Codeunit object numbers are not divided into intervals in the CRONUS International Ltd. demonstration database. Use the first available object number when you create a codeunit. Try to group related codeunits together.
The journal posting codeunits follow a pattern that makes it easier to understand a new journal after you are familiar with one group of journal posting codeunits.
A group consists of two parts:
Codeunits in the first part post a journal.
Codeunits in the second part manage the journals.
|Codeunit final digit||Journal posting codeunits|
|Codeunit final digit||Journal managing codeunits|
Codeunits for posting invoices also follow a pattern, which is displayed in the following table.
|Codeunit final digit||Sales/Purchase Posting Codeunits|
|1||Sales/Purchase Post (Yes/No)|
When you create codeunits for the sales application areas, use the same final digit for similar purchase application areas.

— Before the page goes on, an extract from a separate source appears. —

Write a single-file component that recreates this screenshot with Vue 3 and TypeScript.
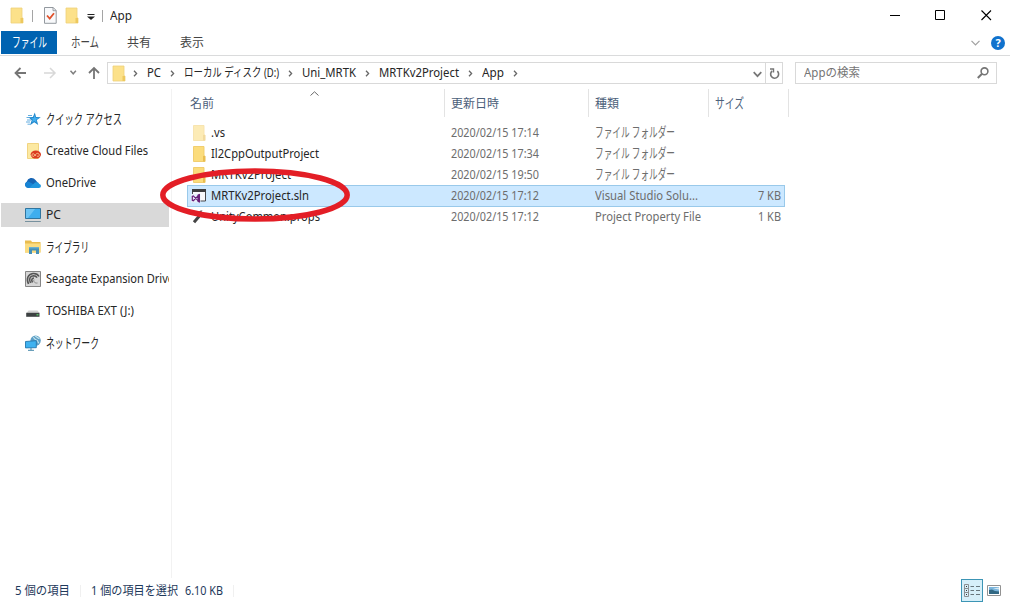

When you assign numbers to new fields in a table, consider whether the table is associated with other related tables. If so, then you may want to also add the fields to these related tables. In this case, the field must have the same field number in all tables. For example, if you add a new field to the Customer table but do not add the field to the Vendor table, then you still must reserve that field number in the Vendor table for the new field from the Customer table. It is easier to maintain the application when the tables look very similar.
Examples of associated tables are as follows:
Customer and Vendor tables
Journal template tables
Batch name tables
Journal line tables
Sales Header, Sales Shipment Header, Sales Invoice Header, and Sales Credit Memo Header tables
Purchase Line, Purchase Receipt Line, Purchase Invoice Line and Purchase Credit Memo Line tables
When you create a new independent table, do not leave gaps in the field numbers.